Mentioned in SAL (#wikimedia-operations) [2020-11-09T20:12:57Z] <mbsantos@deploy1001> Started deploy [kartotherian/deploy@0a38bc5]: Add new target for beta environment and clean-up old envs (T223041 T222377 T255932)

Mentioned in SAL (#wikimedia-operations) [2020-11-09T20:24:33Z] <mbsantos@deploy1001> Finished deploy [kartotherian/deploy@0a38bc5]: Add new target for beta environment and clean-up old envs (T223041 T222377 T255932) (duration: 11m 36s)

Mentioned in SAL (#wikimedia-operations) [2020-11-09T20:26:22Z] <mbsantos@deploy1001> Finished deploy [kartotherian/deploy@0a38bc5]: Add new target for beta environment and clean-up old envs (T223041 T222377 T255932) (duration: 01m 09s)

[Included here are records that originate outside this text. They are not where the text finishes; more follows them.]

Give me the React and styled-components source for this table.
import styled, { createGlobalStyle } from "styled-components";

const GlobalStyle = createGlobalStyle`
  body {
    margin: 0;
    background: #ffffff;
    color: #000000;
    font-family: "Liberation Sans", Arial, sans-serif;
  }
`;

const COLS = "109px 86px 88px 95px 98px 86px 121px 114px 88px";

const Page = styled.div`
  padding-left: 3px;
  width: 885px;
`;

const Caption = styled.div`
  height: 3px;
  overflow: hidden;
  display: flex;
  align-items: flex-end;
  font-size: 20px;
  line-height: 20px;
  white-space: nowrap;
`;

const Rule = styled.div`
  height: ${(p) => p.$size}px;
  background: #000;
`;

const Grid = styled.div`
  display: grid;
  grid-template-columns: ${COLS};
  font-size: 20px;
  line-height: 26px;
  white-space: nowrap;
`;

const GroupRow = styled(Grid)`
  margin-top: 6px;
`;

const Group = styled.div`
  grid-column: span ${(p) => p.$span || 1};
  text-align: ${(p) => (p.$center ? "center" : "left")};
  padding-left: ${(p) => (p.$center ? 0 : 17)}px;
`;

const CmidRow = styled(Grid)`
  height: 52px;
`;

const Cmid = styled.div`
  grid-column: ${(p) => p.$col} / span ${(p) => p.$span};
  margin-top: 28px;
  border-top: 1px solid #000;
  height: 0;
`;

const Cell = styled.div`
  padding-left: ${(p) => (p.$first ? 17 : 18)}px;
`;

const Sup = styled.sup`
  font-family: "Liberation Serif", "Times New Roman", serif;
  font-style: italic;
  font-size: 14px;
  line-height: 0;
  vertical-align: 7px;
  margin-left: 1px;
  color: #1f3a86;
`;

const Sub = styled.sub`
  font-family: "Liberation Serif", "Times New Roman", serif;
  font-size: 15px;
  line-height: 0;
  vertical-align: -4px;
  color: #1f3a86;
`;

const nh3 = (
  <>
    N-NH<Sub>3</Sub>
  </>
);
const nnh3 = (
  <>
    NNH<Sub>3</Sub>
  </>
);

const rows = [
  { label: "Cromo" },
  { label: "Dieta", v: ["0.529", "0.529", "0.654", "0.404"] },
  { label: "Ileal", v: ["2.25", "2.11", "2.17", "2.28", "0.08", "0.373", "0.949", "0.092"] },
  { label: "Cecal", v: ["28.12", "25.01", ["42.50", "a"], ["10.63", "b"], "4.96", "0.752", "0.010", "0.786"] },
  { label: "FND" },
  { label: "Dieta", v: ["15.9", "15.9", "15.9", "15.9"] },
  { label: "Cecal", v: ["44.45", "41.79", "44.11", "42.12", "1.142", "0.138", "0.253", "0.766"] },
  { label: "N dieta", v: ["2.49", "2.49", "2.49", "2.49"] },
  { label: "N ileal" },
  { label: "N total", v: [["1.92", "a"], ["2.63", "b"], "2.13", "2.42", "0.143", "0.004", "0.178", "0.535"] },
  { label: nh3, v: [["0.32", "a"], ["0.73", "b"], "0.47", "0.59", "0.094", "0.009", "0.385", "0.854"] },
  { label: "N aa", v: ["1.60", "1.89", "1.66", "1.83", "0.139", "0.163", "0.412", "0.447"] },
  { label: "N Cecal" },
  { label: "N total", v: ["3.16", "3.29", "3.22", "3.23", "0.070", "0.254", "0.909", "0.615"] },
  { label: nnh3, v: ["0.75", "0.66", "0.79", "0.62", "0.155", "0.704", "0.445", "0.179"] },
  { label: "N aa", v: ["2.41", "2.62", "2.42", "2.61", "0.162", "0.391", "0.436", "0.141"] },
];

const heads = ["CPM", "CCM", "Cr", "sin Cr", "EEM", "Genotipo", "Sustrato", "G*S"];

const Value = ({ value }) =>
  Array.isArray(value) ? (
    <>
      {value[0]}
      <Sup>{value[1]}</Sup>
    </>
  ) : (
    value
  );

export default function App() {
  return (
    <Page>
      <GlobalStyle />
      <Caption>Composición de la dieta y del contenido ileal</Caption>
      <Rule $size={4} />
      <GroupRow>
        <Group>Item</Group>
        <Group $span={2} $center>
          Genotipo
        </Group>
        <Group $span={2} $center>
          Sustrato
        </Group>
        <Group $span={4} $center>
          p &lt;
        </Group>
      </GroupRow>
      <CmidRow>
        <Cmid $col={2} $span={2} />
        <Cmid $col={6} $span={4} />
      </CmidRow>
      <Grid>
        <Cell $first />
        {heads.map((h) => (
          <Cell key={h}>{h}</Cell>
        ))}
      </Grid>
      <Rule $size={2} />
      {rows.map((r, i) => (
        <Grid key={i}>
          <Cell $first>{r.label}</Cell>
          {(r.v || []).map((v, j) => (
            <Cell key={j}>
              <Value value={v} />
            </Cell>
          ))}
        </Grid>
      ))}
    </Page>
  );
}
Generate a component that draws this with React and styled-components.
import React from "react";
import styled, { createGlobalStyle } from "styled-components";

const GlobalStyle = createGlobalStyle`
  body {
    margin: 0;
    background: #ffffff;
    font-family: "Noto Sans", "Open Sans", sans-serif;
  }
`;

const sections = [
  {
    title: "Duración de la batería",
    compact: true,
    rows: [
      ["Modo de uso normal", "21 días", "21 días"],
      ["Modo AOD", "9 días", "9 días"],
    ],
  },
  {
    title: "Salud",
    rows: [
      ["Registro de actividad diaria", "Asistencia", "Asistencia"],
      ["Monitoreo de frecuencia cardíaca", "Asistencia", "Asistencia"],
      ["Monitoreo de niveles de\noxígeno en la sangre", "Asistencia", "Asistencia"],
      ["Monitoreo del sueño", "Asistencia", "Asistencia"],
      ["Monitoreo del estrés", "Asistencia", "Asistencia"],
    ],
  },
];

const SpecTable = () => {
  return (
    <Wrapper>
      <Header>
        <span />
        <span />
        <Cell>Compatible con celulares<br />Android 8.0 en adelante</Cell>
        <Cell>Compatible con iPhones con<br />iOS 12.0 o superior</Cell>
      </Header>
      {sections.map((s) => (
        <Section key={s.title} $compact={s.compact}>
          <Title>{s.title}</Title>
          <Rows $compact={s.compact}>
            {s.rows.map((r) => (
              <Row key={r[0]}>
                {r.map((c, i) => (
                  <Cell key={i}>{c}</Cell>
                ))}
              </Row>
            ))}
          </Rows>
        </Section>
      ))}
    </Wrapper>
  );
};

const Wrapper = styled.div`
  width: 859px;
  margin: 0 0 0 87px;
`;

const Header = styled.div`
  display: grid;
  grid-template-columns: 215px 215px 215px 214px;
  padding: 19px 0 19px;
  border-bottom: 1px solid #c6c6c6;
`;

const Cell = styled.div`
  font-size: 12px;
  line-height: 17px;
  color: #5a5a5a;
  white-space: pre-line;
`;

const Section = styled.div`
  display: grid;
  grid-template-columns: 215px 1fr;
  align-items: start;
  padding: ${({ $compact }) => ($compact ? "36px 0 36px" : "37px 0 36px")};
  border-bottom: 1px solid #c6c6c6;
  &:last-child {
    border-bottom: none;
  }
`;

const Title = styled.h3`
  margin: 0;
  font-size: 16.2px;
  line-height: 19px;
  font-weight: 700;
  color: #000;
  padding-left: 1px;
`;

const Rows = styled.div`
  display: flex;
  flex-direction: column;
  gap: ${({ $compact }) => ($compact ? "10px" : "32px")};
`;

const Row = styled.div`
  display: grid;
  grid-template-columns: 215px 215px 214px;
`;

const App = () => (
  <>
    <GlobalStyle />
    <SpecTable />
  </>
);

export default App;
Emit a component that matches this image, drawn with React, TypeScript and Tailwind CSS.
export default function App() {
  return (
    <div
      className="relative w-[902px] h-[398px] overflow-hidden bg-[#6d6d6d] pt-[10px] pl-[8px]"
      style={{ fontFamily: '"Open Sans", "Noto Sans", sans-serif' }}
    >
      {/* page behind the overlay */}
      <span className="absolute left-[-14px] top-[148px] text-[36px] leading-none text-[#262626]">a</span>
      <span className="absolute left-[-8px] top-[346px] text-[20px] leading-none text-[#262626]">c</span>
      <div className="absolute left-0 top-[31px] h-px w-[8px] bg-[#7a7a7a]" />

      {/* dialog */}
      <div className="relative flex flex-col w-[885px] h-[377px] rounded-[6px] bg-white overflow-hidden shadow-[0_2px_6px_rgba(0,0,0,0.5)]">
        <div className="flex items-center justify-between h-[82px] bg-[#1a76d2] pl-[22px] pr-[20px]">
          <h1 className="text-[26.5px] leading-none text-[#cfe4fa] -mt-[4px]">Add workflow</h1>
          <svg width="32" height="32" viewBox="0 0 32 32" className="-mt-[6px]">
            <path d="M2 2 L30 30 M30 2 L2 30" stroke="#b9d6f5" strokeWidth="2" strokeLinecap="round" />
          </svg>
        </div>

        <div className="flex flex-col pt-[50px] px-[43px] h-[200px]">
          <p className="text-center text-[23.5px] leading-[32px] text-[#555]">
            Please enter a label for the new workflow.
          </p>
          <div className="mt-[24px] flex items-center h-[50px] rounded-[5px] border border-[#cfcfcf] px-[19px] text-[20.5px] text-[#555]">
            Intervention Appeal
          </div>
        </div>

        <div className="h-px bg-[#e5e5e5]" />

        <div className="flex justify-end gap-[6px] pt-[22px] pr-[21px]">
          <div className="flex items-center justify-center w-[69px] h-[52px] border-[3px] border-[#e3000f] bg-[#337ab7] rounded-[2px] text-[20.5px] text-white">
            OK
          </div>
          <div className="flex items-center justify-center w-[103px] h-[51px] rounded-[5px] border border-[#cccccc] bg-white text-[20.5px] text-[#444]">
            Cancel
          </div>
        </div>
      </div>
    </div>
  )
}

Mentioned in SAL (#wikimedia-operations) [2020-11-09T21:11:45Z] <mbsantos@deploy1001> Started deploy [tilerator/deploy@97575e4]: Add new target for beta environment and clean-up old envs (T222377)

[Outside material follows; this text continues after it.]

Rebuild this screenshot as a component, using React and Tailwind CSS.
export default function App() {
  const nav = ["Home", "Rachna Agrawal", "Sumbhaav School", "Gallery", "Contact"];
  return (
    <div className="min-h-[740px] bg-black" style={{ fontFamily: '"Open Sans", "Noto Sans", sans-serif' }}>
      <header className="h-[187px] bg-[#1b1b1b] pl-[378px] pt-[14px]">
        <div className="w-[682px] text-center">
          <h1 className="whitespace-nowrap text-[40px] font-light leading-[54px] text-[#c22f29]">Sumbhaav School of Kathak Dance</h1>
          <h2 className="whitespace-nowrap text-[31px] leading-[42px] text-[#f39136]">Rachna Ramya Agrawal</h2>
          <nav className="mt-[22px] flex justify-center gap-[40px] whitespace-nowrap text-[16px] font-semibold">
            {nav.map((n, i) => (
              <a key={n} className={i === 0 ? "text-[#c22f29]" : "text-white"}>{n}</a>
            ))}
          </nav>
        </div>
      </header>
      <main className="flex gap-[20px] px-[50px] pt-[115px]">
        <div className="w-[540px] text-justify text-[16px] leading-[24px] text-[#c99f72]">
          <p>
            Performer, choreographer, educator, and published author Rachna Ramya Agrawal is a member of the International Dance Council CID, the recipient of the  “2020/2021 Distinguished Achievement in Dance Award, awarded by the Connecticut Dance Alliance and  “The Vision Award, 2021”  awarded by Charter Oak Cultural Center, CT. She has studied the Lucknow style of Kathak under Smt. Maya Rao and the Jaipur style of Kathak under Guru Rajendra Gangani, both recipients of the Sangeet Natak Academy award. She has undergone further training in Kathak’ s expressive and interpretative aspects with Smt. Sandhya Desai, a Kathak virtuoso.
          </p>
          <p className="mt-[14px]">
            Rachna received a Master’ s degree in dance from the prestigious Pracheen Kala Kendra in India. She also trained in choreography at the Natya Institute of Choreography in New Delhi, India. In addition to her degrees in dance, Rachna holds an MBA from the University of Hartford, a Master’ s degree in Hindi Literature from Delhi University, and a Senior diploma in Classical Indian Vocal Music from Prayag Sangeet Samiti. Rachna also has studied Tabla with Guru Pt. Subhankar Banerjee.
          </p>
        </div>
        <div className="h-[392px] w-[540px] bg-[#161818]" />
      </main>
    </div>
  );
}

Mentioned in SAL (#wikimedia-operations) [2020-11-09T21:14:08Z] <mbsantos@deploy1001> Finished deploy [tilerator/deploy@97575e4]: Add new target for beta environment and clean-up old envs (T222377) (duration: 02m 23s)

I'm reopening since I'm still seeing gelf traffic from tilerator and kartotherian from maps codfw: https://logstash-next.wikimedia.org/goto/df736dad5b406f27bb983ee7fd3bf0fc I'm guessing these hosts didn't get the updated deployment?

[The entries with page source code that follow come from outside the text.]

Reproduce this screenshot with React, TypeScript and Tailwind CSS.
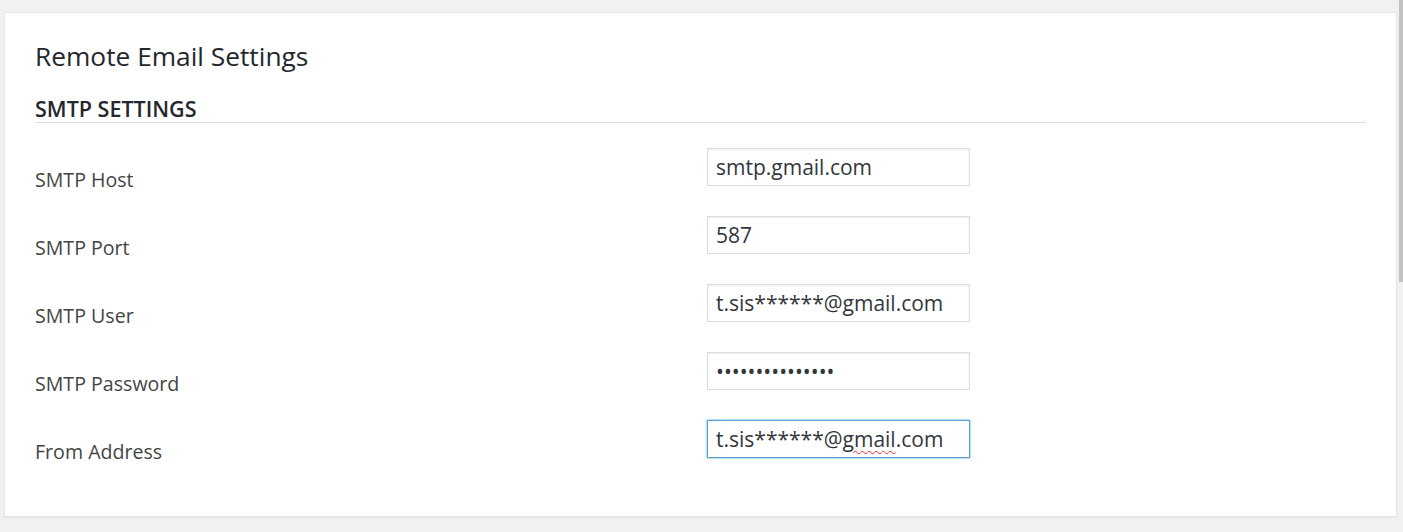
import React from 'react';

const font = { fontFamily: '"Open Sans", "Noto Sans", sans-serif' };

interface Field {
  label: string;
  value: React.ReactNode;
  focused?: boolean;
}

const fields: Field[] = [
  { label: 'SMTP Host', value: 'smtp.gmail.com' },
  { label: 'SMTP Port', value: '587' },
  { label: 'SMTP User', value: 't.sis******@gmail.com' },
  { label: 'SMTP Password', value: '•••••••••••••••' },
  {
    label: 'From Address',
    focused: true,
    value: (
      <>
        t.sis******@
        <span className="underline decoration-wavy decoration-[#e33] decoration-1 underline-offset-[3px]">gmail</span>
        .com
      </>
    ),
  },
];

function FieldRow({ field }: { field: Field }) {
  return (
    <div className="flex items-start h-[68px]">
      <div className="w-[672px] pt-[43px] text-[19.6px] leading-[28px] text-[#444444]">{field.label}</div>
      <div
        className={
          'mt-[25px] w-[263px] h-[38px] px-[8px] pt-[2px] flex items-center text-[21px] text-[#32373c] bg-white border ' +
          (field.focused
            ? 'border-[#5b9dd9] shadow-[0_0_2px_rgba(30,140,190,0.8)]'
            : 'border-[#dddddd] shadow-[inset_0_1px_2px_rgba(0,0,0,0.07)]')
        }
      >
        <span className="whitespace-nowrap">{field.value}</span>
      </div>
    </div>
  );
}

export default function App() {
  return (
    <div className="w-full h-[532px] bg-[#f1f1f1] flex overflow-hidden" style={font}>
      <div className="flex-1 pl-[4px] pr-[2px] pt-[12px]">
        <div className="bg-white border border-[#e5e5e5] shadow-[0_1px_1px_rgba(0,0,0,0.04)] px-[30px] pt-[27px] pb-[53px]">
          <h2 className="text-[26.3px] leading-[32px] font-medium text-[#23282d]">Remote Email Settings</h2>
          <h3 className="mt-[23px] text-[21.5px] leading-[27px] font-semibold text-[#23282d] border-b border-[#dddddd]">
            SMTP SETTINGS
          </h3>
          {fields.map((f) => (
            <FieldRow key={f.label} field={f} />
          ))}
        </div>
      </div>
      <div className="w-[4px] flex flex-col">
        <div className="h-[282px] bg-[#c1c1c1]" />
      </div>
    </div>
  );
}
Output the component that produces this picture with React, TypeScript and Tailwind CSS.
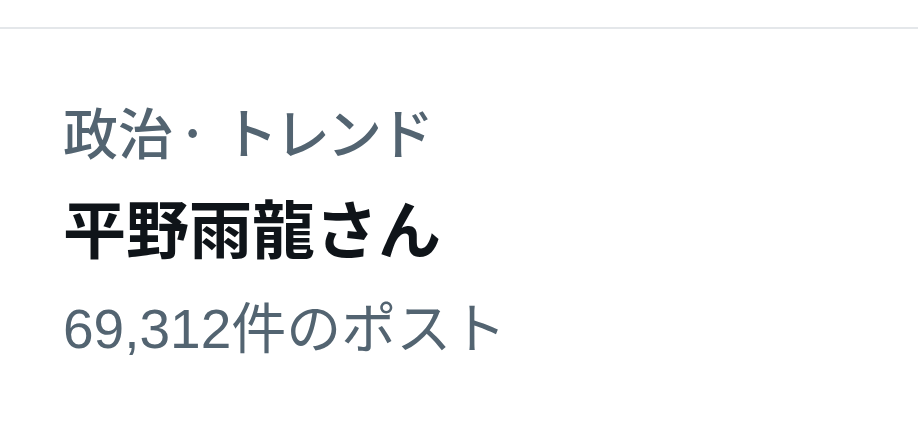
const font = {
  fontFamily: '"Liberation Sans", "Noto Sans CJK JP", sans-serif',
};

export default function App() {
  return (
    <div className="w-[918px] h-[431px] bg-white overflow-hidden" style={font}>
      <div className="h-[27px]" />
      <div className="h-[2px] bg-[#e4e7ea]" />
      <div className="flex flex-col pl-[63px] pt-[55px]">
        <div className="h-[98px] pb-[5px] flex items-center text-[55px] font-medium text-[#536471] [font-family:'Noto_Sans_CJK_JP',sans-serif]">
          <span>政治</span>
          <span className="inline-block w-[50px] pl-[4px]">·</span>
          <span className="tracking-[-3px]">トレンド</span>
        </div>
        <div className="h-[98px] flex items-center text-[63px] font-bold text-[#0f1419]">
          平野雨龍さん
        </div>
        <div className="h-[98px] flex items-center text-[55px] text-[#536471]">
          69,312件のポスト
        </div>
      </div>
    </div>
  );
}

@hnowlan do you know if this is related to the newer machines being added to the cluster? Is it possible that the new machines didn't get the update?

It appears most of the traffic is coming from new hosts - although maps2003 is also sending some. I think an update will fix it.

I've redeployed the services emitting gelf traffic and it appears these messages have stopped as of 12:43 UTC.

I can indeed confirm all gelf traffic from maps has stopped, thank you @MSantos and @hnowlan for your help!